In his late teens, Cherry was introduced to Coleman by the poet Jayne Cortez, Coleman’s first wife. Coleman, who’d just arrived from Texas, was the first man he’d ever seen wearing his hair long, and to the future apostle “he looked like the Black Jesus Christ.” A circle soon formed around Coleman, including Cherry; Higgins; Charlie Haden, a white bassist from the Ozarks; and a drummer from New Orleans, Ed Blackwell, who later replaced Higgins in the Coleman quartet. They had one of their first gigs at the Hilcrest Club in 1958, in a quintet led by the pianist Paul Bley, but soon decided to go piano-less, as a quartet. And in November 1959, they made history at New York’s Five Spot, where Coleman’s revolution was officially launched.
Cherry’s contribution was crucial. While Coleman spoke in riddles and cryptic aphorisms about his approach to improvisation, Cherry could explain (or translate) it with clarity, patience, and illustrations on his horn. In Los Angeles he was known as “Chord Man,” because of his fascination with chords, and he showed that Coleman’s revolution, which seemed to reject chords altogether, was not so much a rupture as a return to first principles: blues feeling, melodic invention, spontaneity of expression. Bebop’s rigidification into a style had undermined these principles; “style,” Cherry often said, is “the death of creativity.”

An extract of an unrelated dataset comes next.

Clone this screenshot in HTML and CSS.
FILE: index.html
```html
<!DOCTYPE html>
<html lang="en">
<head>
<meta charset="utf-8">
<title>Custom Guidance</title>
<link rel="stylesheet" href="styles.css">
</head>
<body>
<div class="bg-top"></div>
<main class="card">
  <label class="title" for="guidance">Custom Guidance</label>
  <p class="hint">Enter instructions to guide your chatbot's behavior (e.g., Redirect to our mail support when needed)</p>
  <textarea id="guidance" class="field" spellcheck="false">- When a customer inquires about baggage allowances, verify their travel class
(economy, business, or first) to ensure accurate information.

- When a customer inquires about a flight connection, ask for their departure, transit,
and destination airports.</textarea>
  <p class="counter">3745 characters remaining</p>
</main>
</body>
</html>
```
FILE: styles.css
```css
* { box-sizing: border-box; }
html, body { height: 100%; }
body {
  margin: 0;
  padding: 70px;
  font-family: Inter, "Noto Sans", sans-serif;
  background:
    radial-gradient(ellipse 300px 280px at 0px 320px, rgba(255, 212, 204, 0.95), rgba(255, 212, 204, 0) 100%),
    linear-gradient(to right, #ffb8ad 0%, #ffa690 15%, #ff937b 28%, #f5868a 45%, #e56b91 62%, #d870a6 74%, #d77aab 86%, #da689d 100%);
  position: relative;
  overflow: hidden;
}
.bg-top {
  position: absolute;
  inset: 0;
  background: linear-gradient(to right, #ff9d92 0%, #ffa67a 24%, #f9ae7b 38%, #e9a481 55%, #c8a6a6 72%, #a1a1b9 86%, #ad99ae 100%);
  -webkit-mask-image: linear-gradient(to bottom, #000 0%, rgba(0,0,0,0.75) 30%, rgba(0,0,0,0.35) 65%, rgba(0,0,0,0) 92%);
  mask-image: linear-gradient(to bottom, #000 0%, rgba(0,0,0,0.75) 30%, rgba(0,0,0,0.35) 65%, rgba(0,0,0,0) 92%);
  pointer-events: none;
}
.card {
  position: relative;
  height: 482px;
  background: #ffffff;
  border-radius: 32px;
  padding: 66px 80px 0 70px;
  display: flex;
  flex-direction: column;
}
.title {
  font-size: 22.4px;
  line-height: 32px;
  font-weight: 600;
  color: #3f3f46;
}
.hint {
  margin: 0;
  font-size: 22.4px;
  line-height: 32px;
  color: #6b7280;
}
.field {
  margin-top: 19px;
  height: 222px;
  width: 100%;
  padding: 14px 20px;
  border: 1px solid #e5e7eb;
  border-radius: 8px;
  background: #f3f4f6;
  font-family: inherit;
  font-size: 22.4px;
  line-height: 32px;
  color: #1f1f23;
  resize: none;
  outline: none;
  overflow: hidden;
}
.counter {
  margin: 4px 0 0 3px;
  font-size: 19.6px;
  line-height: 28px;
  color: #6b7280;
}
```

In their musical dialogues, Coleman and Cherry achieved a degree of complicity with few equals in the history of music, matched in jazz only by Charlie Parker and Dizzy Gillespie. It was not always clear who was leading and who was following, since Cherry knew Coleman’s tunes better than Coleman himself. (Coleman revered his “elephant memory.”) Sometimes the rest of the band would sit out for a few minutes, leaving Cherry and Coleman to trade musical lines with such delight that you’d think their horns had been invented for the purpose.